=== Given problem ===
Wherever the string "this" appears in the listing, copy that line.

=== Source material ===
- - - - -

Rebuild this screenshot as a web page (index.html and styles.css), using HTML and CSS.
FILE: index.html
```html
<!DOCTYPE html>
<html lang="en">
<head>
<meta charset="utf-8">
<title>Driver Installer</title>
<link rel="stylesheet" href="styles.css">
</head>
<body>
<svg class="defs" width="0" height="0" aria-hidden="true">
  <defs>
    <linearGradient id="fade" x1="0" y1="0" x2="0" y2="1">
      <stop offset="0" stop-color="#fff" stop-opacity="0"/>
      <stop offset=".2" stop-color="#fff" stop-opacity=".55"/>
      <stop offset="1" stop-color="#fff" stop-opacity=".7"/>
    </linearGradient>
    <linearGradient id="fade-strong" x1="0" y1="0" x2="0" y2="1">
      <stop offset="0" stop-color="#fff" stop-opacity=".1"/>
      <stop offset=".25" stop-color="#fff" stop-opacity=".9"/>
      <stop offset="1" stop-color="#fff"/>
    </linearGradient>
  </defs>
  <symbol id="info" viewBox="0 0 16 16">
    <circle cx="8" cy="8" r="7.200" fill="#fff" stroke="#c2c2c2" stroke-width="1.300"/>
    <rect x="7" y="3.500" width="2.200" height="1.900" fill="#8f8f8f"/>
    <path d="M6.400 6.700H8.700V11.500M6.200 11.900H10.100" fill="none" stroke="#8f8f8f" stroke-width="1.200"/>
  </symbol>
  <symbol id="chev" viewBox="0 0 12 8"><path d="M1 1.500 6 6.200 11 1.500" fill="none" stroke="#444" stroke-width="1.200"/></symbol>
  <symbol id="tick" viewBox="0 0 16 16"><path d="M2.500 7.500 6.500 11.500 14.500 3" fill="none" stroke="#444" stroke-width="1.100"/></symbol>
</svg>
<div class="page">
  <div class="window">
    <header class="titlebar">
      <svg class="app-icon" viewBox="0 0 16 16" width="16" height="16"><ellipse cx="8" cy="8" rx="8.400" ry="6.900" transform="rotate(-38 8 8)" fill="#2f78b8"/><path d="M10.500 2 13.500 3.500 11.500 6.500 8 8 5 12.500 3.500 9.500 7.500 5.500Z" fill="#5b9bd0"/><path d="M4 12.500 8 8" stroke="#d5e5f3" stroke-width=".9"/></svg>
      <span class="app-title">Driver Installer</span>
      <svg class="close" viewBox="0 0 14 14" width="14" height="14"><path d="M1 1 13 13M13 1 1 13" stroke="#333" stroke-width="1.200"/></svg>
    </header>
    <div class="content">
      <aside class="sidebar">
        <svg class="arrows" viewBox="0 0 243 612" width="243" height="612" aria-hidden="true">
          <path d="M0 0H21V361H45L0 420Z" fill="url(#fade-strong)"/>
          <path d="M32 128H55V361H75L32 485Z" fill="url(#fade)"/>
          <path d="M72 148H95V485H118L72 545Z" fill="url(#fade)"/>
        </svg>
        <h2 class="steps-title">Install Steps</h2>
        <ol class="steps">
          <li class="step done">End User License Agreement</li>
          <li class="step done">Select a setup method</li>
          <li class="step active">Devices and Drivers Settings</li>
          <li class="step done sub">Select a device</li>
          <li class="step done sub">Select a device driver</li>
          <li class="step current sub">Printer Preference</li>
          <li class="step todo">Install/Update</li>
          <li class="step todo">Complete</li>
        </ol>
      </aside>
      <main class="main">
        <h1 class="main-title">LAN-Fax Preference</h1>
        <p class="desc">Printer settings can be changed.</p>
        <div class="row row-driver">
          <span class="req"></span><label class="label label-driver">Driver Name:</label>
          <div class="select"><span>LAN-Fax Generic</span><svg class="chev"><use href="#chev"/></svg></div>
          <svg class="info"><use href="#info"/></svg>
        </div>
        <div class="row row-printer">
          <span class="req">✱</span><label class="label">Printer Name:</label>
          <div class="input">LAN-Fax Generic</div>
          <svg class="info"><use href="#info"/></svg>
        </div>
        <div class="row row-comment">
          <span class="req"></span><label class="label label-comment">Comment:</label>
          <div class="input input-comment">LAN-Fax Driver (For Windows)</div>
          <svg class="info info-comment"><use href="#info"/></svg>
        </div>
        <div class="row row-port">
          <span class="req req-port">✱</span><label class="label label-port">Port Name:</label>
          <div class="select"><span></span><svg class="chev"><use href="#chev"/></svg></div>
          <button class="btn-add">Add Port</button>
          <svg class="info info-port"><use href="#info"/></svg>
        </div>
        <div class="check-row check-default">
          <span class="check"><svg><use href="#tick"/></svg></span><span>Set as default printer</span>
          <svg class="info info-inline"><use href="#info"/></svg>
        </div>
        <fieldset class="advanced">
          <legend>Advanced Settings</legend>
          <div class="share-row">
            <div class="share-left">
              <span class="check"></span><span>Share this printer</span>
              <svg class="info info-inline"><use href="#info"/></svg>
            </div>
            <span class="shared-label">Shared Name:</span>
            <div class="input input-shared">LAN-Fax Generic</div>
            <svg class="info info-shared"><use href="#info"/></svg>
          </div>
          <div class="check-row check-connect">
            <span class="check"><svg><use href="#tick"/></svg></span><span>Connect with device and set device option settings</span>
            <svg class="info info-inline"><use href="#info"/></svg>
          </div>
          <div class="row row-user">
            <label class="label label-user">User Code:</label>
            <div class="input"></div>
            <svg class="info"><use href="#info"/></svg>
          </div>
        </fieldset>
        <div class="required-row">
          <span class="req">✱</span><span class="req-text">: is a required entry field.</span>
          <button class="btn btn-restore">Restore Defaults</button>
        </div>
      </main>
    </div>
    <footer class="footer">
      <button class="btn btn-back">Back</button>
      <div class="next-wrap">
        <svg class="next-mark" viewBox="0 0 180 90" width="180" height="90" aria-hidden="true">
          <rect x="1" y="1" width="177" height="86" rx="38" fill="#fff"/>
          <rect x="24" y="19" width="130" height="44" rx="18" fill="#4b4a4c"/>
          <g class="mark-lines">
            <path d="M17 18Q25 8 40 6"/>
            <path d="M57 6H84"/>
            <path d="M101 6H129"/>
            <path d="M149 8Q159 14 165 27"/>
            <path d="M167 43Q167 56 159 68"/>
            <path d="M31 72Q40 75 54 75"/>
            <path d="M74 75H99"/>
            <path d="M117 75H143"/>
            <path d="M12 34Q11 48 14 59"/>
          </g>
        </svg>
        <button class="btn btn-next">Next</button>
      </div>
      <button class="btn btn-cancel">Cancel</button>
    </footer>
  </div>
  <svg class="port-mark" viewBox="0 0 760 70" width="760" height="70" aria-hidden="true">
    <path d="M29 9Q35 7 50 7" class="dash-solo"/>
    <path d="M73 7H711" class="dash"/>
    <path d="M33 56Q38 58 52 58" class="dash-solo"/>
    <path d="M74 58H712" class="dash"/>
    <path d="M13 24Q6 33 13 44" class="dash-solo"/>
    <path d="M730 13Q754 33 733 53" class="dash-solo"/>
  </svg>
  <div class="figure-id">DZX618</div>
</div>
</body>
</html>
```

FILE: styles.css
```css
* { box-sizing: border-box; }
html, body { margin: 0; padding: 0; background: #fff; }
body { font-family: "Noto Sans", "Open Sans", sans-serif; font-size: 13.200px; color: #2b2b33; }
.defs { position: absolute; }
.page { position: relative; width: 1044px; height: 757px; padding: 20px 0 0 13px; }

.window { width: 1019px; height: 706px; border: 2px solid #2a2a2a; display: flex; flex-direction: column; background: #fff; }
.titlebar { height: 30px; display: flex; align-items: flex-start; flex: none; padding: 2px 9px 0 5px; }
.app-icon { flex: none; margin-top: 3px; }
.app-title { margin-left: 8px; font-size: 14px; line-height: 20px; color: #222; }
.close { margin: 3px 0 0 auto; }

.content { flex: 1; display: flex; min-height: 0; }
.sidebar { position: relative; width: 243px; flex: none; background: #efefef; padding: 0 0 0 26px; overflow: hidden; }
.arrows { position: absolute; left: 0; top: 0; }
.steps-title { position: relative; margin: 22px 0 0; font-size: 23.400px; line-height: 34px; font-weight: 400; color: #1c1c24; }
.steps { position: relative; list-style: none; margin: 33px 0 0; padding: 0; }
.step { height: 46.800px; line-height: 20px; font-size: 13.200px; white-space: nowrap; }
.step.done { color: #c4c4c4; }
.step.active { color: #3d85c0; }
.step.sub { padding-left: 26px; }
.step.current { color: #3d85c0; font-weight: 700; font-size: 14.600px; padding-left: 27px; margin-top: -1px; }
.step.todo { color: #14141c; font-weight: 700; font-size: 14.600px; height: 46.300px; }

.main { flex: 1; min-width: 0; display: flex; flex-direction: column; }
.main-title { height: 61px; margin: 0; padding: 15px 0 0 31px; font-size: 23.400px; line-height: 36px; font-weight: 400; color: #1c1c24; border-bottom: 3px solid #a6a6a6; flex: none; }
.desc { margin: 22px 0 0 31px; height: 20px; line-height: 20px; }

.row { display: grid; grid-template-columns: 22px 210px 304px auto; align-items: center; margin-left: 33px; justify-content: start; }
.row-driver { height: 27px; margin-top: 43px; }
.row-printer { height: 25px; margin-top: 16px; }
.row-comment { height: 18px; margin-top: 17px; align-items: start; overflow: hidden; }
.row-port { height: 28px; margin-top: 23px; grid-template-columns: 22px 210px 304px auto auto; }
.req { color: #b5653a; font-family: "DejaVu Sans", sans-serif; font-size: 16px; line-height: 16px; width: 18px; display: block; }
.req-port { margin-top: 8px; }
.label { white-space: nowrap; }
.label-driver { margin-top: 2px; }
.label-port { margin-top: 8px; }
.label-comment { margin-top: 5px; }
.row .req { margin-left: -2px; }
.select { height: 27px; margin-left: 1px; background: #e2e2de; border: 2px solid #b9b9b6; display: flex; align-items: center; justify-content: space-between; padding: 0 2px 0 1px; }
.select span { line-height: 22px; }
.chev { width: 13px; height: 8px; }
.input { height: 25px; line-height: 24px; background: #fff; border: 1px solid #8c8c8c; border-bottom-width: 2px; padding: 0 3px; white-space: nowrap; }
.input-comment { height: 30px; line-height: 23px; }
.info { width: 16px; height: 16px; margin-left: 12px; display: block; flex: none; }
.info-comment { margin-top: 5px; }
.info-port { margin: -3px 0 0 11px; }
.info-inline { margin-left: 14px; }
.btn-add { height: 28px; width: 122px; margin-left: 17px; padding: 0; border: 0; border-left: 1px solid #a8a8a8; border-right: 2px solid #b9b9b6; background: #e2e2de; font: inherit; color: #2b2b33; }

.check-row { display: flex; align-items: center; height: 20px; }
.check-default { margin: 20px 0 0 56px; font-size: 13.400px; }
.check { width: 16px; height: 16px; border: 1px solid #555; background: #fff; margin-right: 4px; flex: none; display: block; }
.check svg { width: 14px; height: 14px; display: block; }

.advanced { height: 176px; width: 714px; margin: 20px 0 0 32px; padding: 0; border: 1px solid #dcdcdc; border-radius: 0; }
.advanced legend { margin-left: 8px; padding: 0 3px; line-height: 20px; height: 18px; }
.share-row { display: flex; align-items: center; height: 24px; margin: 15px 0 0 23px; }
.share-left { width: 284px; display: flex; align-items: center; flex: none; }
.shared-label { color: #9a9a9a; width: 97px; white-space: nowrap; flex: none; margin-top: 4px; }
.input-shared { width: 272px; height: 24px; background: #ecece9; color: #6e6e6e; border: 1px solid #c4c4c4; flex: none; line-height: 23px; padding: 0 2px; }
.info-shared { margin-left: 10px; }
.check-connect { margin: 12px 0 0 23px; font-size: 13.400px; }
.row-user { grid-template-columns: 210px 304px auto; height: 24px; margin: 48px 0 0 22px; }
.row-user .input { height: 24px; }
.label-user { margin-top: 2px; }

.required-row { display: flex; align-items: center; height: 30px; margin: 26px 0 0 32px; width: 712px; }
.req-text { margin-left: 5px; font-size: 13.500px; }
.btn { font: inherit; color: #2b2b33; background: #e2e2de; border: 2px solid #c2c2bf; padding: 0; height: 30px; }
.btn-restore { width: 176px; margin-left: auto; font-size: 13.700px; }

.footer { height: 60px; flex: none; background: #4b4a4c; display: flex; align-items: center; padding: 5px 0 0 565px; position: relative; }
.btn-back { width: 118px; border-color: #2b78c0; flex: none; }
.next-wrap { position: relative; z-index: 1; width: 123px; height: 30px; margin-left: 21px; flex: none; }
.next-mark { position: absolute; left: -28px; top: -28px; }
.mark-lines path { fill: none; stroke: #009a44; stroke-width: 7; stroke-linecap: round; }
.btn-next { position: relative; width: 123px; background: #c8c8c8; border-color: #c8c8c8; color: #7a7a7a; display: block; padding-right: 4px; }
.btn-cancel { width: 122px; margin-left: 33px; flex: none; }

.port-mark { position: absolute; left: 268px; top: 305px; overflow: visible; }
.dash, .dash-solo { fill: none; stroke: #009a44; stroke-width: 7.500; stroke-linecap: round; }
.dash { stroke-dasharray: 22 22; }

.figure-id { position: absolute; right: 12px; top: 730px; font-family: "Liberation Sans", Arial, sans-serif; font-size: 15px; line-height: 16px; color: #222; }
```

- - - - -

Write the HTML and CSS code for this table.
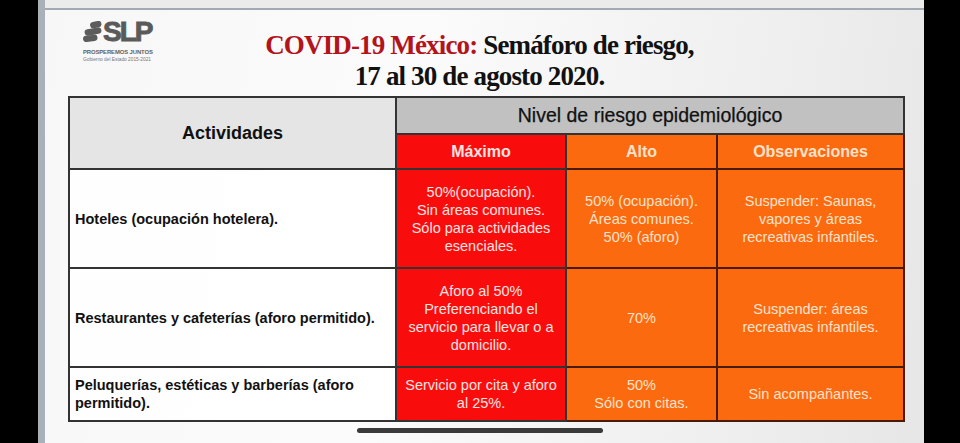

- - - - -

=== The result ===
Rebuild this screenshot as a web page (index.html and styles.css), using HTML and CSS.
              <span class="check"></span><span>Share this printer</span>
Write the HTML and CSS code for this table.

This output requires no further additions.